Tuesday, June 27, 2017

Salmonella Outbreak in Canada Associated with Raw Frozen Breaded Chicken

In Canada, there have been 7 cases of Salmonella linked to frozen raw breaded chicken products.

Over the past few years, we have seen Salmonella outbreaks associated with raw breaded chicken (1, 2, 3 ).  In fact, FSIS issued an alert after the the Aspen Foods Salmonella-in-breaded chicken outbreak.   As was pointed out each time, there are a few issues - 1) the product is frozen, so when the consumer begins with frozen product, they may not cook it long enough in order to achieve the proper internal temperature. Along with this, many people do not use a thermometer in order to ensure that temperature is met, and  2) breaded products often look like they are fully cooked.
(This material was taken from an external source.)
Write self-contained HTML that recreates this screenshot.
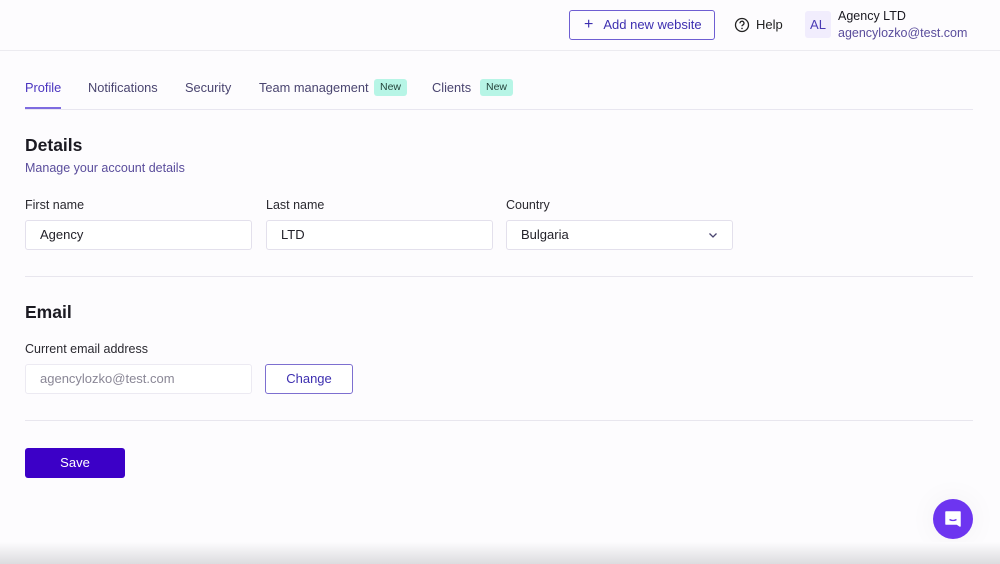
<!DOCTYPE html>
<html><head><style>
*{box-sizing:border-box;margin:0;padding:0}
body{width:1000px;height:564px;overflow:hidden;background:#fdfcfe;font-family:"Liberation Sans",sans-serif;position:relative;color:#1b1a22}
.a{position:absolute}
.inp{position:absolute;height:30px;border:1px solid #e3e0ec;border-radius:3px;background:#fff;font-size:13px;padding:0 0 0 14px;line-height:28px;color:#23222a}
.lbl{position:absolute;font-size:12.5px;color:#2a2930}
.tab{position:absolute;top:80px;font-size:12.8px;color:#4a4570}
.new{position:absolute;top:79px;height:17px;background:#b7f5e6;border-radius:3px;font-size:10.5px;color:#24433b;line-height:17px;padding:0 6px}
</style></head><body>
<div class="a" style="left:0;top:50px;width:1000px;height:1px;background:#ecebf0"></div>
<div class="a" style="left:569px;top:10px;width:146px;height:30px;border:1px solid #6e5ed2;border-radius:3px;color:#3d2fb0;font-size:13px;line-height:28px;padding-left:14px"><span style="font-size:16px;margin-right:10px">+</span>Add new website</div>
<svg class="a" style="left:734px;top:17px" width="16" height="16" viewBox="0 0 16 16"><circle cx="8" cy="8" r="6.5" fill="none" stroke="#222" stroke-width="1.3"/><path d="M6 6.3a2 2 0 1 1 2.6 1.8c-.5.2-.6.6-.6 1.1" fill="none" stroke="#222" stroke-width="1.3"/><circle cx="8" cy="11.4" r=".8" fill="#222"/></svg>
<div class="a" style="left:756px;top:17px;font-size:13px;color:#222">Help</div>
<div class="a" style="left:805px;top:11px;width:26px;height:27px;background:#f1edfd;border-radius:3px;color:#4b3bb5;font-size:13px;line-height:27px;text-align:center">AL</div>
<div class="a" style="left:838px;top:9px;font-size:12.5px;color:#1b1a22">Agency LTD</div>
<div class="a" style="left:838px;top:26px;font-size:12.5px;color:#5a4d9c">agencylozko@test.com</div>

<div class="tab" style="left:25px;color:#4b35c0">Profile</div>
<div class="a" style="left:25px;top:107px;width:36px;height:2px;background:#7e6be0"></div>
<div class="tab" style="left:88px">Notifications</div>
<div class="tab" style="left:185px">Security</div>
<div class="tab" style="left:259px">Team management</div>
<div class="new" style="left:374px">New</div>
<div class="tab" style="left:432px">Clients</div>
<div class="new" style="left:480px">New</div>
<div class="a" style="left:25px;top:109px;width:948px;height:1px;background:#e8e6f0"></div>

<div class="a" style="left:25px;top:135px;font-size:17.5px;font-weight:bold">Details</div>
<div class="a" style="left:25px;top:161px;font-size:12.5px;color:#5a4d9c">Manage your account details</div>
<div class="lbl" style="left:25px;top:198px">First name</div>
<div class="lbl" style="left:266px;top:198px">Last name</div>
<div class="lbl" style="left:506px;top:198px">Country</div>
<div class="inp" style="left:25px;top:220px;width:227px">Agency</div>
<div class="inp" style="left:266px;top:220px;width:227px">LTD</div>
<div class="inp" style="left:506px;top:220px;width:227px">Bulgaria
<svg class="a" style="right:14px;top:10px" width="10" height="8" viewBox="0 0 10 8"><path d="M1.5 2.5L5 6 8.5 2.5" fill="none" stroke="#4a4570" stroke-width="1.3"/></svg></div>
<div class="a" style="left:25px;top:276px;width:948px;height:1px;background:#e8e6ee"></div>

<div class="a" style="left:25px;top:302px;font-size:17.5px;font-weight:bold">Email</div>
<div class="lbl" style="left:25px;top:342px">Current email address</div>
<div class="inp" style="left:25px;top:364px;width:227px;color:#8a8796;border-color:#eceaf2">agencylozko@test.com</div>
<div class="a" style="left:265px;top:364px;width:88px;height:30px;border:1px solid #7d6fd0;border-radius:3px;color:#3d2fb0;font-size:13px;line-height:28px;text-align:center;background:#fff">Change</div>
<div class="a" style="left:25px;top:420px;width:948px;height:1px;background:#e8e6ee"></div>
<div class="a" style="left:25px;top:448px;width:100px;height:30px;background:#3c00c7;border-radius:3px;color:#fff;font-size:13px;line-height:30px;text-align:center">Save</div>

<div class="a" style="left:933px;top:499px;width:40px;height:40px;border-radius:50%;background:#6d35f0;box-shadow:0 0 30px rgba(0,0,0,.05)"></div>
<svg class="a" style="left:943px;top:509px" width="20" height="20" viewBox="0 0 20 20"><path d="M3 3h14v14l-3-2H3z" fill="#fff" stroke="#fff" stroke-linejoin="round" stroke-width="1.5"/><path d="M6.5 10.5q3.5 2 7 0" fill="none" stroke="#6d35f0" stroke-width="1.3"/></svg>
<div class="a" style="left:0;top:542px;width:1000px;height:22px;background:linear-gradient(#fdfcfe,#dcdcdf)"></div>
</body></html>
This is because the par-cooking that sets the breading gives it a finished cooked appearance.  

So even though companies may post cooking instructions on the package, there must be controls in place to limit, even to the point of elimination, the risk of Salmonella.  This includes controlling Salmonella in the process environment, preventing growth through tight temperature control, and par-frying it well.

National Post
7 sickened by salmonella related to raw frozen breaded chicken in 4 provinces

OTTAWA — The Public Health Agency of Canada says a salmonella outbreak in four provinces has left seven people ill.

It says the salmonella infections have been linked to frozen raw breaded chicken products and it is investigating along with provincial public health officials, the Canadian Food Inspection Agency, and Health Canada.

There have been four people reported ill in Alberta and one each in British Columbia, Ontario and New Brunswick.

The agency says two people have been hospitalized, but no deaths have been reported.

It says the people — mostly male — became sick between April and May.

Salmonella is commonly found in raw chicken and frozen raw breaded chicken products, but the agency says the risk is low and illnesses can be avoided through proper food handling, preparation and cooking practices.

Anyone can become sick with a salmonella infection, but infants, children, seniors and those with weakened immune systems are at higher risk of serious illness because their immune systems are more fragile than healthy individuals.

Most people who become ill from a salmonella infection will recover fully after a few days.

The symptoms of salmonella infection include fever, chills, diarrhea, abdominal cramps, headache, nausea and vomiting, which usually last for four to seven days.